Last Sunday we lost Josh’s mum, Sue, to illness. On one of the most beautiful winter days this year she passed away in her home in Sydney. Even though she was very ill, it still came as a shock and it was way too soon for her to go.
‘She didn’t have to die’ was Josh’s words in the car on our way home from Sue’s house on Sunday afternoon. We had just sent her off to the funeral home, but it was as if it didn’t get real until then. It was as if the impact of it all just hit me. Josh just lost his mum, our girls just lost their farmor. I will never forget the way he said those words.
It was a long day. A surreal day. A very sad day.
Now farmor (Danish for grandmother) has gone to join uncle Muni, who we lost last year, on a star right next to his. That’s how we keep them alive in the minds of the girls – and sometimes I choose to believe in it too.
I hate admitting this and I can feel the guilt boiling in my mind when thinking about it, but I’ve mainly been annoyed and disappointed with Sue the past year. I won’t go into details, but since the illness got the better of her it has been hard and frustrating to watch from the sideline how she lost interest in us, her family and worst of all, herself. I guess it was so hard because we were missing the farmor that we used to know. We wanted her to come back but instead she seemed to get further and further away from us. Now she’s gone for good and the frustrations have been exchanged with sorrow and disbelief. And a tiny, tiny bit of relief. Because Sue’s pains and worries are gone. Hopefully she has found the peace she couldn’t seem to find here in the end.
THE GOOD MEMORIES
One thing that I learned about myself last year when I lost my brother was that I grieve by reminiscing all the good and happy times I’ve had with my deceased loved ones.
I have gone through exactly the same process this past week. All the afore mentioned frustrations are no longer dominant in my mind when I think about Sue. They are irrelevant now. My mind goes back to the good times we had with her. Because even though we didn’t get enough good years together before the illness took her body and soul away from us, we still have a lot of lovely, memorable stories to hold on to.
When Abby was a baby we regularly went around for family dinners. We swam in the pool. We sat around in the lounge room and heard stories about Josh’s childhood.
‘He actually broke both his legs when he was Billie’s age.’
We played board games. She came to visit us and we went surfing on windy days. Then we heard some more stories about Josh’s childhood.
‘Once he jumped off a lounge and broke both his legs. He was probably around Abby’s age.’
We had Danish Christmas together with my parents where we heard some more stories about Josh’s childhood.

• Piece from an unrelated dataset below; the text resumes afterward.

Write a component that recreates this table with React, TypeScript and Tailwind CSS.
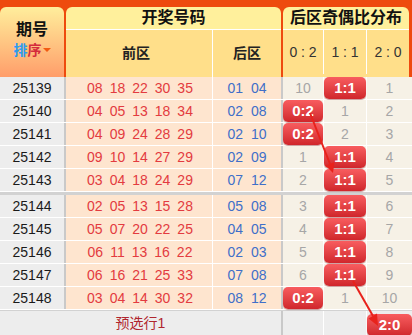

‘Did you know he broke his legs jumping off a daybed when he was only two? Or was he only one? Maybe he just turned three? Anyways, he broke them. And he got a board with wheels on to push himself around on. He was way to heavy to lift with the casts and everything (he was a little bit chubby too).’
We had lots of good times. We really did. They keep popping up in my mind every day and in the years to come I hope Josh will tell us many more stories about his mum. Our farmor.
Because as sad as it is that we don’t get to have more happy times with her we will try our best to keep the memories of the ones we had alive. Especially for the girls’ sake. They still have a farmor. She’s just up on a star looking down at us now. Probably telling stories about Josh’s childhood to the other guys up there – they probably already know that Josh broke both his legs when he was a little boy. If not it’s definitely only a matter of time before they will.
We will miss her. And we will miss her stories. Who would have thought 🙂
In this time of grief we really have been amazed by the people around us who have stepped in and helped in different ways. Family and friends have supported us from near and far. We’ve had good friends looking after the girls during the week and even doing the shopping for us – without us asking for it(!) We’ve gotten cards, messages and flowers from so many people showing their respect and it is all so very much appreciated.